On November 7, CPH:DOX invites you to a musically and visually one-off with two of Sweden’s most prominent voices; the activist pop music of Jonathan Johansson combined with the visuals of Erik Gandini, one of Sweden’s most celebrated documentarists.
CPH:DOX has created a collaboration between two of Sweden’s most interesting cultural personalities as of the moment. The Bremen Theater will for this occasion host a musical, visual and most of all thought provoking night. Truly, a one of a time experience.

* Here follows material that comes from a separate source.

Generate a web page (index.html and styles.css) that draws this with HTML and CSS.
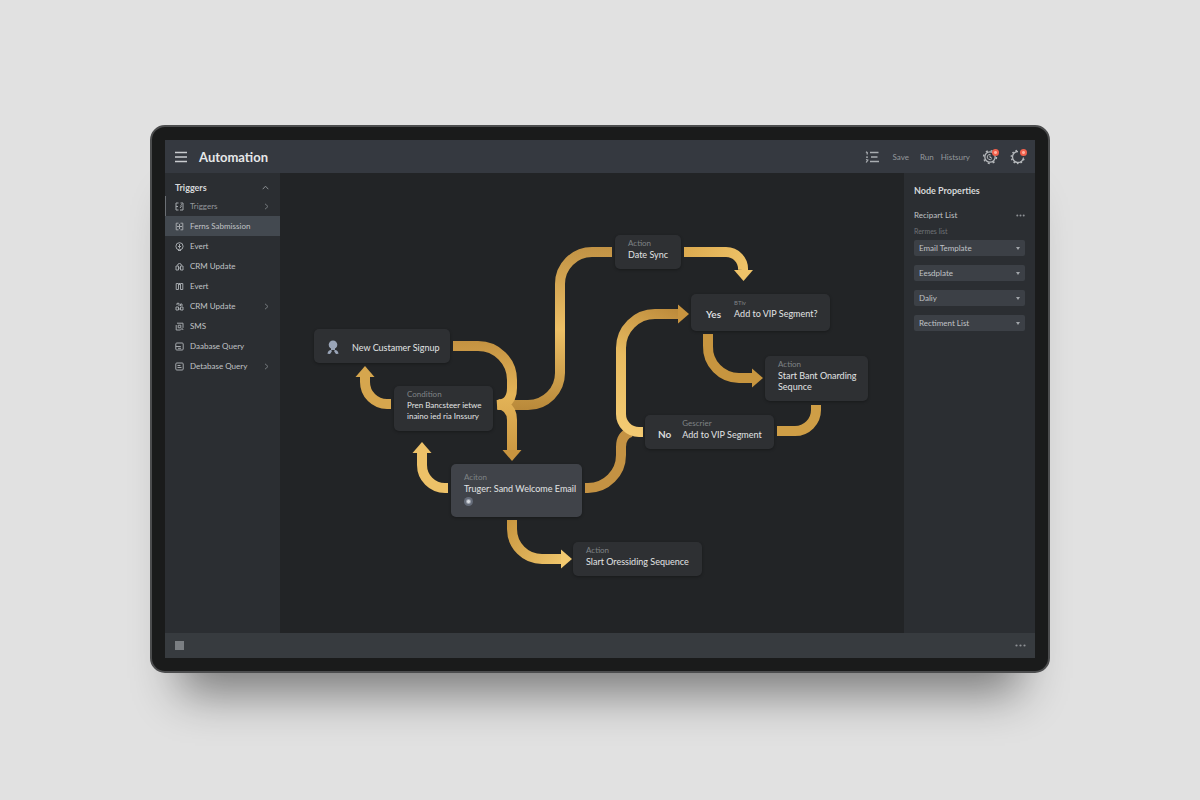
FILE: index.html
```
<!DOCTYPE html>
<html lang="en">

<head>
    <meta charset="UTF-8">
    <meta name="viewport" content="width=device-width, initial-scale=1.0">
    <title>Automation</title>
    <link rel="stylesheet" href="styles.css">
</head>

<body>

    <div class="device">
        <div class="screen">

            <header class="topbar">
                <button class="icon-btn" aria-label="Menu">
                    <svg width="12" height="12" viewBox="0 0 12 12" stroke="#c9cccf" stroke-width="1.3"><path d="M0 1.5h12M0 6h12M0 10.5h12"/></svg>
                </button>
                <h1>Automation</h1>
                <nav class="tools">
                    <button class="icon-btn" aria-label="Steps">
                        <svg width="14" height="12" viewBox="0 0 14 12" fill="none" stroke="#a9adb1" stroke-width="1.3"><path d="M5 1.5h8.5M6 6h6.5M5 10.5h9M1 .8l1.2.8v2M1 6.2h2M1 8.5l1.8.6L1.2 11.5"/></svg>
                    </button>
                    <button class="text-btn save">Save</button>
                    <button class="text-btn run">Run</button>
                    <button class="text-btn history">Histsury</button>
                    <button class="icon-btn badge-btn" aria-label="Settings">
                        <svg width="16" height="16" viewBox="0 0 16 16" fill="none" stroke="#b5b8bb"><circle cx="8" cy="8" r="5.2" stroke-width="1.3"/><circle cx="8" cy="8" r="6.4" stroke-width="1.5" stroke-dasharray="2 3.02"/><path d="M8.500 5.500a2.600 2.600 0 1 0 1.500 4M8 6.500v2h1.500" stroke-width="1"/></svg>
                        <span class="badge"></span>
                    </button>
                    <button class="icon-btn badge-btn" aria-label="Account">
                        <svg width="16" height="16" viewBox="0 0 16 16" fill="none" stroke="#b5b8bb"><path d="M8 2.5a5.5 5.5 0 1 0 5.5 6" stroke-width="1.3"/><path d="M7 1.6a6.4 6.4 0 1 0 7 8" stroke-width="1.6" stroke-dasharray="1.6 2"/></svg>
                        <span class="badge"></span>
                    </button>
                </nav>
            </header>

            <aside class="sidebar">
                <h2>Triggers
                    <svg width="7" height="5" viewBox="0 0 7 5" fill="none" stroke="#8b8f93"><path d="M.7 4.2 3.5 1.2l2.8 3"/></svg>
                </h2>
                <ul>
                    <li><a href="#" class="current"><svg class="ico" viewBox="0 0 9 9"><path d="M3.5 1H1v7h2.5M1 4.5h2M5.500 1H8v7H5M5.500 3.500 7 2.500M5 6l1.500-2"/></svg>Triggers<svg class="chev" viewBox="0 0 5 7"><path d="m1 .8 3 2.7-3 2.7"/></svg></a></li>
                    <li><a href="#" class="active"><svg class="ico" viewBox="0 0 9 9"><path d="M3.5 1.2H1.2v6.6h2.3M5.5 1.2h2.3v6.6H5.5M4.5 2v5M2 4.5h5"/></svg>Ferns Sabmission</a></li>
                    <li><a href="#"><svg class="ico" viewBox="0 0 9 9"><circle cx="4.5" cy="4.3" r="3.6"/><path d="M4.5 2v4.5M3 4.5h3M3 8.5h3"/></svg>Evert</a></li>
                    <li><a href="#"><svg class="ico" viewBox="0 0 9 9"><path d="M2.5 3.5a2 2 0 0 1 4 0M1 4h2.5v4H1zM5.5 4H8v4H5.5zM3.5 6h2"/></svg>CRM Update</a></li>
                    <li><a href="#"><svg class="ico" viewBox="0 0 9 9"><path d="M3.5 1.5H1.2v6h2.3zM5.5 1.5h2.3v6H5.5zM4.5 1v2"/></svg>Evert</a></li>
                    <li><a href="#"><svg class="ico" viewBox="0 0 9 9"><path d="M2 3V1.3h2V4M5.5 4V2H7v2M1 5h2.5v3H1zM5.5 5H8v3H5.5zM3.5 7h2"/></svg>CRM Update<svg class="chev" viewBox="0 0 5 7"><path d="m1 .8 3 2.7-3 2.7"/></svg></a></li>
                    <li><a href="#"><svg class="ico" viewBox="0 0 9 9"><path d="M2 1.2h6v4.3L5.5 8H1.2V3M3.2 3.2h2.6v2.6H3.2zM7.8 7v1"/></svg>SMS</a></li>
                    <li><a href="#"><svg class="ico" viewBox="0 0 9 9"><rect x=".8" y="1" width="7.4" height="7" rx="1"/><path d="M.8 4.5h5M3 6.3h3"/></svg>Daabase Query</a></li>
                    <li><a href="#"><svg class="ico" viewBox="0 0 9 9"><rect x=".8" y="1" width="7.4" height="7" rx="1"/><path d="M2.5 3.5h3M2.5 5.5h4"/></svg>Detabase Query<svg class="chev" viewBox="0 0 5 7"><path d="m1 .8 3 2.7-3 2.7"/></svg></a></li>
                </ul>
            </aside>

            <main class="canvas">
                <div class="board">
                    <!-- Connectors -->
                    <svg class="wires" width="624" height="460" viewBox="0 0 624 460">
                        <defs>
                            <linearGradient id="goldDown" gradientUnits="userSpaceOnUse" x1="0" y1="165" x2="0" y2="290">
                                <stop offset="0" stop-color="#c29040"/>
                                <stop offset=".45" stop-color="#e4b458"/>
                                <stop offset="1" stop-color="#c8943f"/>
                            </linearGradient>
                            <linearGradient id="goldSync" gradientUnits="userSpaceOnUse" x1="0" y1="75" x2="0" y2="238">
                                <stop offset="0" stop-color="#c29345"/>
                                <stop offset=".5" stop-color="#edc066"/>
                                <stop offset="1" stop-color="#b88839"/>
                            </linearGradient>
                            <linearGradient id="goldLoop" gradientUnits="userSpaceOnUse" x1="340" y1="265" x2="400" y2="140">
                                <stop offset="0" stop-color="#f4cc75"/>
                                <stop offset=".55" stop-color="#e8bb60"/>
                                <stop offset="1" stop-color="#be8c3c"/>
                            </linearGradient>
                            <linearGradient id="goldLight" gradientUnits="userSpaceOnUse" x1="400" y1="80" x2="465" y2="105">
                                <stop offset="0" stop-color="#dba94e"/>
                                <stop offset="1" stop-color="#f0c469"/>
                            </linearGradient>
                            <linearGradient id="goldOut" gradientUnits="userSpaceOnUse" x1="230" y1="345" x2="290" y2="390">
                                <stop offset="0" stop-color="#c8963f"/>
                                <stop offset="1" stop-color="#f3ca70"/>
                            </linearGradient>
                        </defs>
                        <g fill="none" stroke-width="10">
                            <path stroke="url(#goldSync)" d="M332 79H312a32 32 0 0 0-32 32V200a32 32 0 0 1-32 32H218"/>
                            <path stroke="url(#goldDown)" d="M218 231q14 2 14 16v31"/>
                            <path stroke="url(#goldDown)" d="M173 173h25a34 34 0 0 1 34 34v8q0 16-15 17"/>
                            <path stroke="url(#goldLight)" d="M404 79h42a17 17 0 0 1 17 18"/>
                            <path stroke="#c49243" d="M305 315h3a33 33 0 0 0 33-33v-8q0-12 10-15"/>
                            <path stroke="url(#goldLoop)" d="M363 259h-4a18 18 0 0 1-18-18v-66a34 34 0 0 1 34-34h24"/>
                            <path stroke="#c7953f" d="M428 161v12a31 31 0 0 0 31 32h14"/>
                            <path stroke="#cf9e46" d="M536 232v5a21 21 0 0 1-21 21h-18"/>
                            <path stroke="#d6a64e" d="M111 231h-4a22 22 0 0 1-22-22v-6"/>
                            <path stroke="#edc168" d="M168 315h-3a23 23 0 0 1-23-23v-13"/>
                            <path stroke="url(#goldOut)" d="M232 347v9a30 30 0 0 0 30 30h20"/>
                        </g>
                        <!-- Arrow heads -->
                        <path fill="#c8943f" d="M222.5 277h19l-9.5 11z"/>
                        <path fill="#f0c469" d="M454 97h19l-9.500 11z"/>
                        <path fill="#c8943f" d="M398 131.500v19l11-9.500z"/>
                        <path fill="#c7953f" d="M472 195.500v19l11-9.500z"/>
                        <path fill="#d6a64e" d="M75.500 204h19L85 193z"/>
                        <path fill="#edc168" d="M132.500 280h19l-9.500-11z"/>
                        <path fill="#f3ca70" d="M281 376.500v19l11-9.500z"/>
                    </svg>

                    <!-- Nodes -->
                    <section class="node row signup">
                        <svg width="12" height="15" viewBox="0 0 12 15" fill="#9aa5b8"><circle cx="6" cy="4.800" r="4.300"/><path d="M4 8h4v2H4zM.5 13.800C.7 11.500 2 10 4.300 9.800L4.800 11.500 3 14zM11.500 13.800C11.300 11.500 10 10 7.700 9.800L7.200 11.500 9 14z"/></svg>
                        <h3>New Custamer Signup</h3>
                    </section>
                    <section class="node condition">
                        <small>Condition</small>
                        <h3>Pren Bancsteer ietwe<br>inaino ied ria Inssury</h3>
                    </section>
                    <section class="node welcome">
                        <small>Aciton</small>
                        <h3>Truger: Sand Welcome Email</h3>
                        <i class="dot"></i>
                    </section>
                    <section class="node sequence">
                        <small>Action</small>
                        <h3>Slart Oressiding Sequence</h3>
                    </section>
                    <section class="node sync">
                        <small>Action</small>
                        <h3>Date Sync</h3>
                    </section>
                    <section class="node row yes">
                        <strong>Yes</strong>
                        <div>
                            <small class="tiny">BTiv</small>
                            <h3>Add to VIP Segment?</h3>
                        </div>
                    </section>
                    <section class="node band">
                        <small>Action</small>
                        <h3>Start Bant Onarding<br>Sequnce</h3>
                    </section>
                    <section class="node row no">
                        <strong>No</strong>
                        <div>
                            <small>Gescrier</small>
                            <h3>Add to VIP Segment</h3>
                        </div>
                    </section>
                </div>
            </main>

            <aside class="properties">
                <h2>Node Properties</h2>
                <div class="prop-row">
                    <span>Recipart List</span>
                    <button class="icon-btn" aria-label="More options">
                        <svg width="9" height="3" viewBox="0 0 9 3" fill="#8d9195"><circle cx="1.3" cy="1.5" r="1"/><circle cx="4.5" cy="1.5" r="1"/><circle cx="7.7" cy="1.5" r="1"/></svg>
                    </button>
                </div>
                <label for="template">Rermes list</label>
                <div class="field"><select id="template"><option>Email Template</option></select></div>
                <div class="field"><select aria-label="Template"><option>Eesdplate</option></select></div>
                <div class="field"><select aria-label="Frequency"><option>Daliy</option></select></div>
                <div class="field"><select aria-label="List"><option>Rectiment List</option></select></div>
            </aside>

            <footer class="statusbar">
                <button class="stop" aria-label="Stop"></button>
                <button class="icon-btn" aria-label="More">
                    <svg width="11" height="3" viewBox="0 0 11 3" fill="#8d9195"><circle cx="1.5" cy="1.5" r="1.1"/><circle cx="5.5" cy="1.5" r="1.1"/><circle cx="9.5" cy="1.5" r="1.1"/></svg>
                </button>
            </footer>

        </div>
    </div>

</body>

</html>
```
FILE: styles.css
```
* {
    margin: 0;
    padding: 0;
    box-sizing: border-box;
}

body {
    display: flex;
    min-height: 100vh;
    padding: 125px 150px 127px;
    font-family: Lato, "Noto Sans", sans-serif;
    font-size: 8px;
    background-color: #e1e1e1;
    color: #c0c3c6;
}

button,
select {
    font: inherit;
    color: inherit;
    border: none;
    background: none;
    cursor: pointer;
}

svg {
    display: block;
    flex: none;
}

h3 {
    font-weight: 400;
}

/* Monitor */
.device {
    flex: 1;
    display: flex;
    padding: 13px;
    border: 2px solid #4c4d4e;
    border-radius: 15px;
    background-color: #1a1b1b;
    box-shadow: 0 50px 44px -30px rgba(0, 0, 0, 0.46);
}

.screen {
    flex: 1;
    display: grid;
    grid-template-columns: 115px 1fr 131px;
    grid-template-rows: 33px 1fr 25px;
    background-color: #222426;
}

/* Top bar */
.topbar {
    grid-column: 1 / -1;
    display: flex;
    align-items: center;
    padding: 0 9px 0 10px;
    background-color: #353940;
}

.topbar h1 {
    margin-left: 12px;
    font-size: 13px;
    font-weight: 700;
    color: #e6e7e8;
}

.tools {
    display: flex;
    align-items: center;
    margin-left: auto;
    color: #94989c;
}

.save {
    margin-left: 14px;
}

.run {
    margin-left: 11px;
}

.history {
    margin: 0 12px 0 7px;
}

.badge-btn {
    position: relative;
}

.badge-btn + .badge-btn {
    margin-left: 12px;
}

.badge {
    position: absolute;
    top: 0;
    right: -1px;
    width: 7px;
    height: 7px;
    border-radius: 50%;
    background: radial-gradient(#ffb09f 1px, #f0604c 2px);
}

/* Sidebar */
.sidebar {
    padding-top: 5px;
    background-color: #2b2e32;
}

.sidebar h2 {
    display: flex;
    align-items: center;
    justify-content: space-between;
    height: 18px;
    padding: 0 11px 0 10px;
    font-size: 9px;
    font-weight: 700;
    color: #d6d8da;
}

.sidebar ul {
    list-style: none;
}

.sidebar a {
    display: flex;
    align-items: center;
    gap: 6px;
    height: 20px;
    padding: 0 11px 0 10px;
    color: inherit;
    text-decoration: none;
}

.sidebar .current {
    border-left: 1px solid #6b6f74;
    padding-left: 9px;
    color: #93979b;
}

.sidebar .active {
    background-color: #434950;
}

.ico {
    width: 9px;
    height: 9px;
    fill: none;
    stroke: #a4a8ac;
}

.chev {
    width: 5px;
    height: 7px;
    margin-left: auto;
    fill: none;
    stroke: #75797d;
}

/* Flow canvas */
.canvas {
    display: flex;
    justify-content: center;
}

.board {
    position: relative;
    width: 624px;
    height: 460px;
}

.node {
    position: absolute;
    padding: 3px 0 0 13px;
    border-radius: 5px;
    background-color: #2e3033;
    box-shadow: 0 1px 3px rgba(0, 0, 0, 0.3);
}

.node.row {
    display: flex;
    align-items: center;
}

.row div {
    align-self: flex-start;
}

.node h3 {
    font-size: 9px;
    line-height: 11px;
    white-space: nowrap;
    color: #e2e4e5;
}

.node small {
    display: block;
    font-size: 8px;
    line-height: 11px;
    color: #7f8386;
}

.node .tiny {
    font-size: 6px;
}

.node strong {
    font-size: 10px;
    font-weight: 700;
    color: #d9dbdc;
}

.signup {
    left: 34px;
    top: 156px;
    width: 136px;
    height: 34px;
    gap: 13px;
}

.condition {
    left: 114px;
    top: 213px;
    width: 99px;
    height: 45px;
}

.condition h3 {
    font-size: 8px;
}

.welcome {
    left: 171px;
    top: 291px;
    width: 131px;
    height: 53px;
    padding-top: 8px;
    background-color: #404349;
}

.dot {
    display: block;
    width: 9px;
    height: 9px;
    margin-top: 3px;
    border-radius: 50%;
    background: radial-gradient(#d5d9df 1px, #646b78 3px);
}

.sequence {
    left: 293px;
    top: 369px;
    width: 129px;
    height: 34px;
}

.sync {
    left: 335px;
    top: 62px;
    width: 66px;
    height: 34px;
}

.yes {
    left: 411px;
    top: 121px;
    width: 139px;
    height: 37px;
    gap: 13px;
    padding-left: 15px;
}

.band {
    left: 485px;
    top: 183px;
    width: 103px;
    height: 45px;
}

.no {
    left: 365px;
    top: 242px;
    width: 129px;
    height: 34px;
    gap: 11px;
}

/* Properties panel */
.properties {
    padding: 12px 10px;
    background-color: #2b2e32;
}

.properties h2 {
    font-size: 9px;
    line-height: 12px;
    font-weight: 700;
    color: #d6d8da;
}

.prop-row {
    display: flex;
    align-items: center;
    justify-content: space-between;
    margin-top: 12px;
    line-height: 12px;
}

.properties label {
    display: block;
    margin-top: 5px;
    font-size: 7px;
    line-height: 10px;
    color: #6f7377;
}

.field {
    position: relative;
    margin-top: 9px;
}

label + .field {
    margin-top: 4px;
}

.field select {
    display: block;
    width: 100%;
    height: 16px;
    padding: 0 5px;
    border-radius: 2px;
    background-color: #3c4046;
    appearance: none;
}

.field::after {
    content: "";
    position: absolute;
    top: 7px;
    right: 5px;
    border: 2px solid transparent;
    border-top: 3px solid #a2a6aa;
    border-bottom: none;
    pointer-events: none;
}

/* Status bar */
.statusbar {
    grid-column: 1 / -1;
    display: flex;
    align-items: center;
    justify-content: space-between;
    padding: 0 9px 0 10px;
    background-color: #373b3f;
}

.stop {
    width: 9px;
    height: 9px;
    background-color: #7b7f83;
}
```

For his new album “Lebensraum!”, the Swedish pop icon has sharpened his pen and focused his poetry on the great issues that are currently taking place in the Mediterranean. The lyrics touch upon refugees, border restrictions, human cynicism and lies, which are far from the melancholic texts that are characteristic of the singer’s musical beginnings. Johansson recently gave an in-depth interview about his new album to Soundvenue, where he talked about the album’s name ‘Lebensraum’: “This word covers the problems at the core of the album so well: Today, most of us have money, passports and the privilege to move around freely, but even more people – all those living South from Europe, basically – do not have the same possibilities.” Read the interview here.
Erik Gandini’s visuals add some spice to Jonathan Johansson’s political pop. Like Johansson, Gandini, one of Sweden’s most prominent documentary filmmakers, has a critical view of his home country and of Europe in general. The audience can also experience more of Gandini with the film ‘The Swedish Theory of Love’, which will have its world premiere at CPH:DOX. Gandini has previously visited the festival with the film ‘Videocracy’, a film about Berlusconi’s TV-hold over Italy.